Is this separate from the PLATFORM_POLICY hard bans?

Yes. PLATFORM_POLICY in scripts/engagement_styles.py is tone policy, not data policy. It bans curious_probe on Reddit and snarky_oneliner on LinkedIn regardless of what the numbers say. top_performers.py is performance data, not policy. The two layers stack. A style has to clear both: not banned by PLATFORM_POLICY, and surfaced (or demoted) by the live score ranking. This separation is deliberate: policy is about what we want to be seen doing, performance is about what works.

Why is this block under a do-not-simplify warning?

Lines 55-58 of top_performers.py: 'DO NOT REMOVE OR SIMPLIFY THE FUNCTIONS BELOW. These are data-driven improvements based on analysis of 3,000+ posts. They have been reverted by other agents twice already. Protected by pre-commit hook. See CLAUDE.md.' The block got refactored out by AI coding agents who saw 'unused PRODUCT_NAMES' in a static check and removed it. The warning plus the pre-commit hook exist so the block survives future refactors.

Can I use this pattern without running all of S4L?

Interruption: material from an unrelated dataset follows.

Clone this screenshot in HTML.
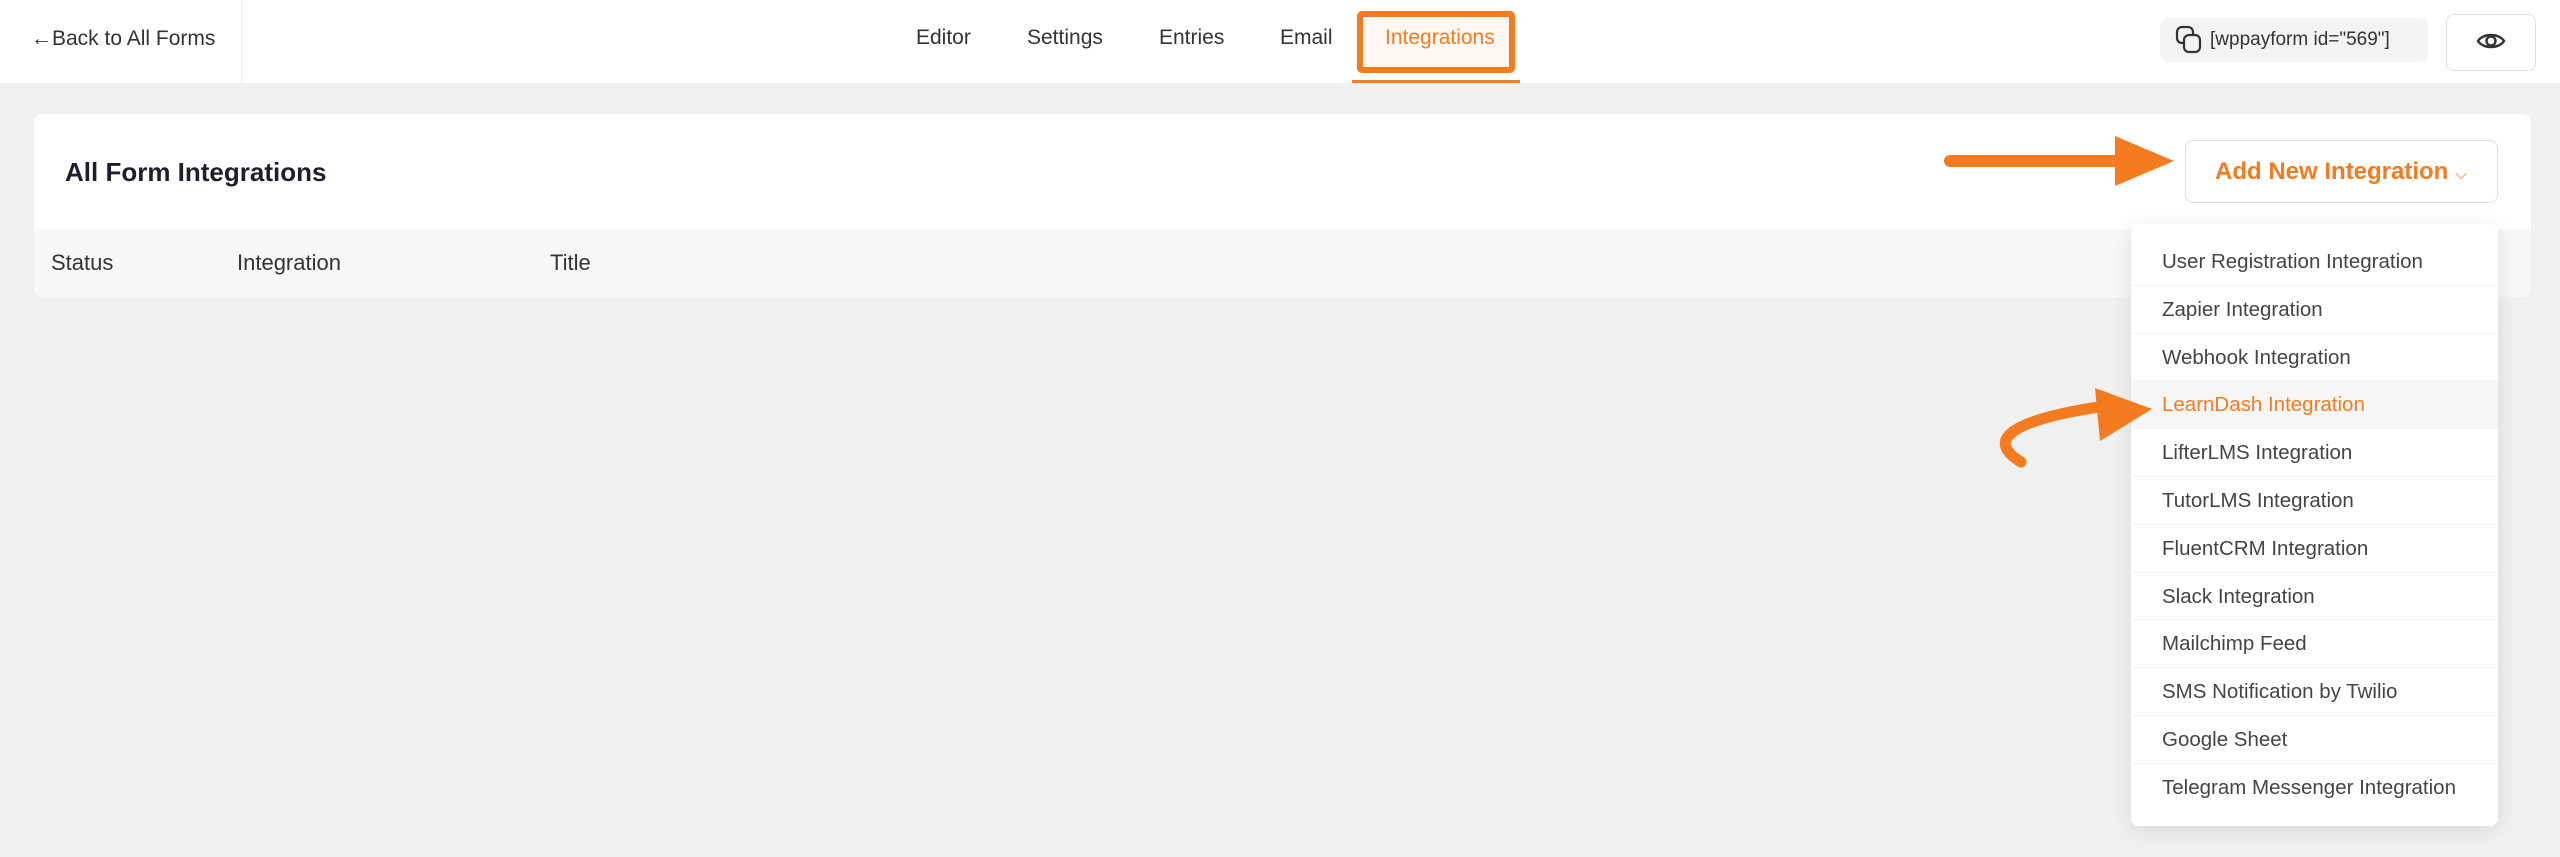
<!DOCTYPE html>
<html><head><meta charset="utf-8"><style>
*{box-sizing:border-box;margin:0;padding:0}
body{width:2560px;height:857px;background:#f0f0f1;font-family:"Liberation Sans",sans-serif;position:relative;overflow:hidden;color:#1e1e2d}
.hdr{position:absolute;left:0;top:0;width:2560px;height:83px;background:#fff}
.back{position:absolute;left:4px;top:0;width:238px;height:83px;border-right:1px solid #f0f0f0;font-size:21px;color:#333;padding:27px 0 0 27px}
.tab{position:absolute;top:26px;font-size:21px;color:#333}
.abs{position:absolute}
.card{position:absolute;left:34px;top:114px;width:2497px;height:183px;background:#fff;border-radius:8px;overflow:hidden}
.th{position:absolute;left:0;top:115px;width:100%;height:68px;background:#f6f7f9}
.th span{position:absolute;top:21px;font-size:22px;color:#333}
.btn{position:absolute;left:2185px;top:140px;width:313px;height:63px;border:1px solid #dcdfe6;border-radius:8px;background:#fff;color:#f47b20;font-size:24px;font-weight:bold;padding:17px 0 0 29px}
.dd{position:absolute;left:2131px;top:224px;width:367px;height:602px;background:#fff;border-radius:8px;box-shadow:0 4px 20px rgba(0,0,0,.1);padding-top:14px}
.it{height:47.8px;line-height:47.8px;padding-left:31px;font-size:20.5px;color:#444;border-bottom:1px solid #f3f3f3}
.it.on{background:#f6f6f6;color:#f47b20}
</style></head><body>
<div class="hdr">
<div class="back">←Back to All Forms</div>
<div class="tab" style="left:916px">Editor</div>
<div class="tab" style="left:1027px">Settings</div>
<div class="tab" style="left:1159px">Entries</div>
<div class="tab" style="left:1280px">Email</div>
<div class="abs" style="left:1357px;top:11px;width:158px;height:62px;border:6px solid #f47b20;border-radius:5px;background:#fff8f2"></div>
<div class="tab" style="left:1385px;color:#f47b20">Integrations</div>
<div class="abs" style="left:1352px;top:80px;width:168px;height:3px;background:#f47b20"></div>
<div class="abs" style="left:2160px;top:18px;width:268px;height:44px;background:#f2f3f5;border-radius:8px;font-size:19px;color:#333;padding:11px 0 0 50px">[wppayform id="569"]</div>
<svg class="abs" style="left:2175px;top:25px" width="28" height="30" viewBox="0 0 28 30" fill="none" stroke="#333" stroke-width="2.2"><rect x="2" y="2" width="16" height="16" rx="5"/><rect x="9" y="10" width="16" height="17" rx="5" fill="#f2f3f5"/></svg>
<div class="abs" style="left:2446px;top:14px;width:90px;height:57px;border:1px solid #dcdfe6;border-radius:8px;background:#fff"></div>
<svg class="abs" style="left:2476px;top:30px" width="30" height="22" viewBox="0 0 30 22" fill="none" stroke="#333" stroke-width="2.4"><path d="M2 11C7 3 23 3 28 11C23 19 7 19 2 11Z"/><circle cx="15" cy="11" r="4.5"/></svg>
</div>
<div class="card">
<div class="abs" style="left:31px;top:43px;font-size:26px;font-weight:bold;color:#1e1e2d">All Form Integrations</div>
<div class="th"><span style="left:17px">Status</span><span style="left:203px">Integration</span><span style="left:516px">Title</span></div>
</div>
<div class="btn">Add New Integration <span style="font-size:16px;font-weight:normal">⌵</span></div>
<div class="dd">
<div class="it">User Registration Integration</div>
<div class="it">Zapier Integration</div>
<div class="it">Webhook Integration</div>
<div class="it on">LearnDash Integration</div>
<div class="it">LifterLMS Integration</div>
<div class="it">TutorLMS Integration</div>
<div class="it">FluentCRM Integration</div>
<div class="it">Slack Integration</div>
<div class="it">Mailchimp Feed</div>
<div class="it">SMS Notification by Twilio</div>
<div class="it">Google Sheet</div>
<div class="it" style="border:none">Telegram Messenger Integration</div>
</div>
<svg class="abs" style="left:0;top:0" width="2560" height="857" fill="none">
<path d="M1950 161H2125" stroke="#f47b20" stroke-width="12" stroke-linecap="round"/>
<path d="M2115 136L2174 161L2115 186Z" fill="#f47b20"/>
<path d="M2021 462C1985 440 2010 420 2105 406" stroke="#f47b20" stroke-width="11" stroke-linecap="round"/>
<path d="M2095 388L2152 409L2100 441Z" fill="#f47b20"/>
</svg>
</body></html>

The pattern is small. A SQL query with a composite score, a per-platform threshold dict, a substring-based anti-pattern filter, and a rule-based failure annotator. If you already log your own posts to a database with an upvotes or reactions field and you run your drafts through an LLM, you can copy this shape verbatim, change the column names, and inject the output into your prompt. The only S4L-specific piece is which engagement styles are tracked; you would pick your own.